At our Thanksgiving Day table, my husband suggested that everyone say why they were thankful. When it came my turn, I said, “I’m glad for us being together.”
To prepare for Christmas, our granddaughters and I created tree decorations and baked Uncle Joshy’s favorite cookies. With my dining room covered in glitter and candy sprinkles, we made happy memories.
On the anniversary of Joshua’s death, a small group of family members met at the cemetery. We placed Joshua’s ashes in their resting place. I grabbed a handful of dirt and let it fall onto the urn. Even though we brought a shovel to cover the hole, I got on my knees and began pushing in the dirt. With every thud made by the dirt falling, I cried harder. Soon, my son-in-law squatted next to me, patting my back with one hand and pushing the dirt with the other.
My sister-in-law joined me on the other side, and whispered, “You are the strongest person I’ve ever known.”
I responded with, “But I feel so weak.”
Never will I forget the kindness those two people showed me on another one of the hardest days of my life.

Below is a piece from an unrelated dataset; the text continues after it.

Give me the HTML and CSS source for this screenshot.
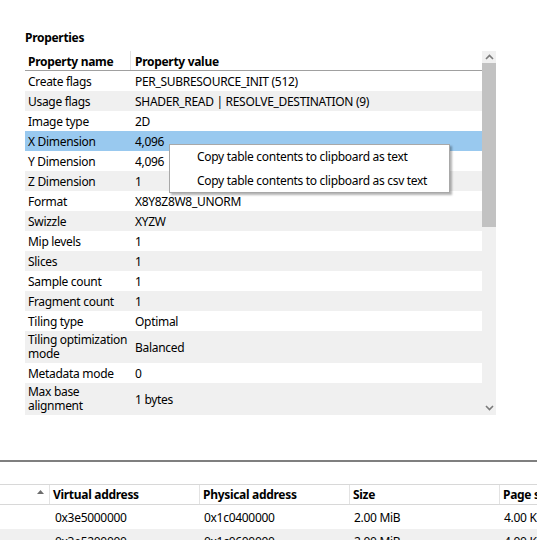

When I woke the next morning, an odd thing happened. I looked around at the thick dust that covered my furniture and shelves and gasped. I hadn’t noticed dust for a year. As I cleaned my home, a heavy burden lifted. My son’s remains rested in the ground, and a beautiful stone lay at the head of his grave. One of the inscriptions we chose for Joshua’s stone came from a crumpled note we found among his things: LOVE TRUTH.

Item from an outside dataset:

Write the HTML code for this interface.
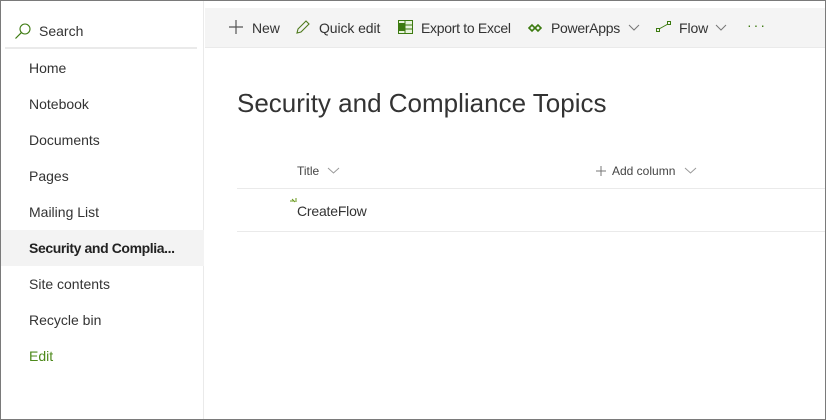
<!DOCTYPE html>
<html><head><style>
*{margin:0;padding:0;box-sizing:border-box}
body{width:826px;height:420px;overflow:hidden;font-family:"Liberation Sans",sans-serif;background:#fff;position:relative}
.frame{position:absolute;left:0;top:0;width:826px;height:420px;border:1px solid #7a7a7a;border-top-width:1px}
.nav{position:absolute;left:1px;top:1px;width:203px;height:418px;border-right:1px solid #eaeaea;background:#fff}
.search{position:absolute;left:4px;top:8px;width:192px;height:40px;border-bottom:2px solid #eaeaea;background:#fff}
.search span{position:absolute;left:34px;top:14px;font-size:14px;color:#333}
.item{position:absolute;left:0;width:203px;height:36px;font-size:14px;color:#333;padding-left:28px;line-height:36px}
.sel{background:#f3f3f3;font-weight:bold;color:#222;letter-spacing:-0.4px}
.bar{position:absolute;left:205px;top:8px;width:620px;height:40px;background:#f4f4f4;border-bottom:1px solid #eaeaea}
.cmd{position:absolute;top:12px;font-size:14px;color:#333;letter-spacing:-0.1px}
h1{position:absolute;left:237px;top:88px;font-size:26px;font-weight:normal;color:#333;letter-spacing:0px}
.hdr{position:absolute;top:164px;font-size:12px;color:#444}
.line{position:absolute;left:237px;width:588px;height:1px;background:#eaeaea}
</style></head><body>
<div class="nav">
 <div class="search">
  <svg style="position:absolute;left:9px;top:13px" width="18" height="18" viewBox="0 0 18 18"><circle cx="11" cy="7" r="5" fill="none" stroke="#3c7a10" stroke-width="1.1"/><line x1="7.3" y1="10.7" x2="1.5" y2="16.5" stroke="#3c7a10" stroke-width="1.2"/></svg>
  <span>Search</span>
 </div>
 <div class="item" style="top:49px">Home</div>
 <div class="item" style="top:85px">Notebook</div>
 <div class="item" style="top:121px">Documents</div>
 <div class="item" style="top:157px">Pages</div>
 <div class="item" style="top:193px">Mailing List</div>
 <div class="item sel" style="top:229px">Security and Complia...</div>
 <div class="item" style="top:265px">Site contents</div>
 <div class="item" style="top:301px">Recycle bin</div>
 <div class="item" style="top:337px;color:#4e8a1c">Edit</div>
</div>
<div class="bar">
 <svg style="position:absolute;left:23px;top:11px" width="16" height="16"><path d="M8 1v14M1 8h14" stroke="#555" stroke-width="1.2"/></svg>
 <span class="cmd" style="left:47px">New</span>
 <svg style="position:absolute;left:90px;top:11px" width="16" height="16"><path d="M2 14l1-4 8-8 3 3-8 8z" fill="none" stroke="#4e7a1c" stroke-width="1.1"/></svg>
 <span class="cmd" style="left:114px">Quick edit</span>
 <svg style="position:absolute;left:193px;top:12px" width="15" height="14"><rect x="0.5" y="0.5" width="14" height="13" fill="#e8f3dc" stroke="#3c7a10"/><path d="M7 1v12M7 5h7M7 9h7" stroke="#3c7a10"/><rect x="0" y="3" width="7" height="8" fill="#3c7a10"/></svg>
 <span class="cmd" style="left:216px;letter-spacing:-0.3px">Export to Excel</span>
 <svg style="position:absolute;left:323px;top:15px" width="14" height="10"><path d="M1 5l3-3 3 3-3 3zM7 5l3-3 3 3-3 3z" fill="none" stroke="#3c7a10" stroke-width="1.6"/></svg>
 <span class="cmd" style="left:346px;letter-spacing:-0.3px">PowerApps</span>
 <svg style="position:absolute;left:423px;top:16px" width="12" height="8"><path d="M1 1l5 5 5-5" fill="none" stroke="#777"/></svg>
 <svg style="position:absolute;left:451px;top:13px" width="16" height="12"><rect x="0.5" y="7.5" width="3" height="3" fill="none" stroke="#3c7a10"/><rect x="11.5" y="0.5" width="3" height="3" fill="none" stroke="#3c7a10"/><path d="M3 8l9-5" stroke="#3c7a10"/></svg>
 <span class="cmd" style="left:474px">Flow</span>
 <svg style="position:absolute;left:510px;top:16px" width="12" height="8"><path d="M1 1l5 5 5-5" fill="none" stroke="#777"/></svg>
 <span class="cmd" style="left:542px;top:9px;color:#3c7a10;letter-spacing:2px">···</span>
</div>
<h1>Security and Compliance Topics</h1>
<span class="hdr" style="left:297px">Title</span>
<svg style="position:absolute;left:327px;top:167px" width="13" height="8"><path d="M1 1l5.5 5 5.5-5" fill="none" stroke="#999"/></svg>
<svg style="position:absolute;left:596px;top:166px" width="10" height="10"><path d="M5 0v10M0 5h10" stroke="#777"/></svg>
<span class="hdr" style="left:612px">Add column</span>
<svg style="position:absolute;left:684px;top:167px" width="13" height="8"><path d="M1 1l5.5 5 5.5-5" fill="none" stroke="#999"/></svg>
<div class="line" style="top:188px"></div>
<svg style="position:absolute;left:290px;top:198px" width="8" height="7"><path d="M0 3h4M2 1l3 3M6 0v4" stroke="#6a9a1c"/></svg>
<span style="position:absolute;left:297px;top:203px;font-size:14px;color:#333;letter-spacing:-0.2px">CreateFlow</span>
<div class="line" style="top:231px"></div>
<div class="frame"></div>
</body></html>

Through this hard year of firsts, the feeling of horror on the day Joshua died has been replaced with God’s loving presence. It has helped us focus on how grateful we are for the time we had with our son.
Jean Ann Williams is a freelance writer who lives in a small valley of Southern Oregon.
Jean,
I thank our Lord for His amazing loving presence and how He has held you during all those first. Please Lord continue to use Jean to encourage and comfort all those that are hurting horribly by the loss of their child.
I had fainted, unless I had believed to see the goodness of the LORD in the land of the living.
Wait on the LORD: be of good courage, and he shall strengthen thine heart: wait, I say, on the LORD.
Psalm 27: 13-14
God Bless,
Adrienne Lee
In your darkest hours during that first year, you have given us a glimpse into the darkness surrounding Jesus Crucifixion. In the book of Amos, chapter 8:9-10 God relates the darkness of the sun going down, to the mourning of an only son.
Many believe the darkness was to cover God’s eyes to the scene, However, Daniel 2:22 tells us “…He knoweth what is in the darkness….” the darkness could not keep God’s eyes closed.
As God’s Son hung on the cross the world turned dark, the Father mourned. In the same way your world turned dark in mourning the loss of your son.
Then came the morning – The SON rose again!
Jean Ann,
Thanks for this insight into a challenging time. You are strong. Thanks for expressing your lovingkindness to help others.
Rory, thank you for bringing such a spiritual comparison to what I went through with what God may have felt. That uplifted me in a way I can’t express. Thank you for taking the time to read and comment.God bless you!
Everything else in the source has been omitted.